Officials with the MOE were not immediately available for comment.

 

Comments

Richard Mann
Reply

Here is a “time line” showing the history of Wind Turbine Noise problems, going back as far as 1979. Each entry provides documentation:
http://cdn.knightlab.com/libs/timeline/latest/embed/index.html?source=0Ak2bgr7C0nhPdGR3S1lEekU3T3p4ZDhUNDdRV2Y2ZkE&font=Bevan-PotanoSans&maptype=toner&lang=en&height=650

1979 “First complaints received from a dozen families within a 3km radius of turbine”.
1981 “Wind turbine operation creates enormous sound pressure waves”
1982 “Closed windows and doors do not protect occupants from LFN”
1982 “NASA research on human impacts provided to wind industry”
1985 “Hypothesis for infrasound-induced motion sickness”
1987 “Wind industry told that dB(A) unsuitable to measure LFN emissions from wind turbines”

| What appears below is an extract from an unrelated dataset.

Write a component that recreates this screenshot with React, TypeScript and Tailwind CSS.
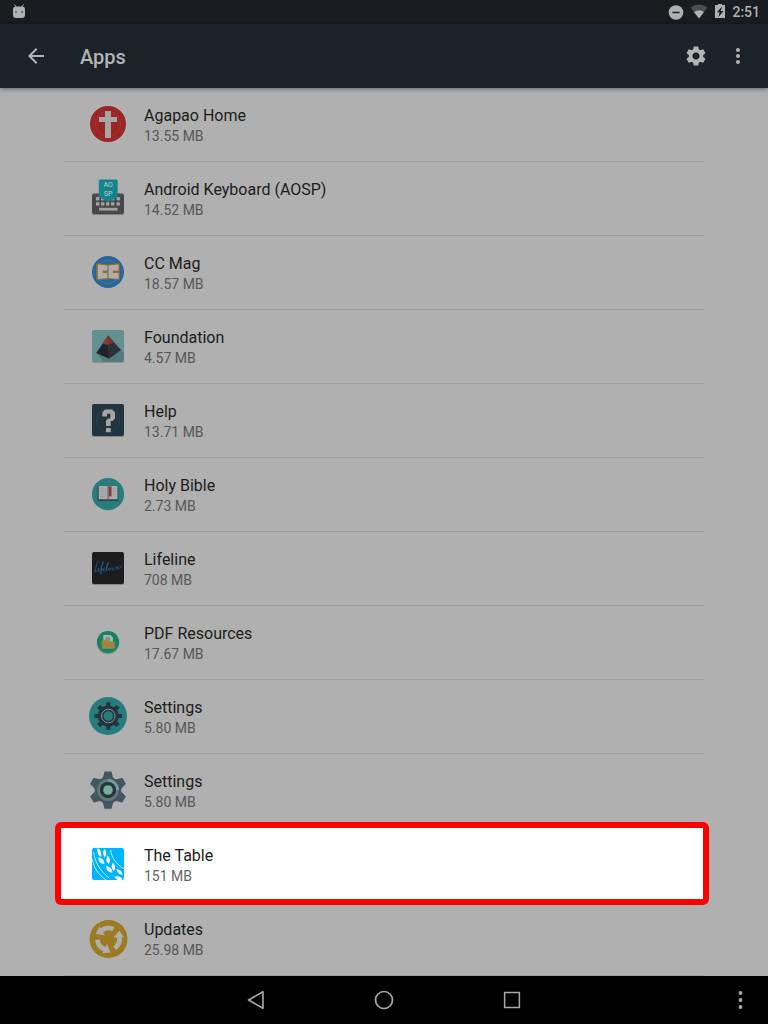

2004 “Wind industry knows noise models inadequate” (from Vestas)

2011 “Vestas knew that low frequency noise from larger turbines needed greater setbacks”

Barbara
Reply

Poster-boy CAW/UNIFOR wind turbine to show support for the IWT industry!

Sommer
Reply

“Just because complaints have been filed doesn’t mean the turbine was non-compliant,” Bondy said.

The response to Bondy should have been “just because their ‘compliant’ doesn’t mean they’re not disturbing the peace and quiet of our neighbourhood.”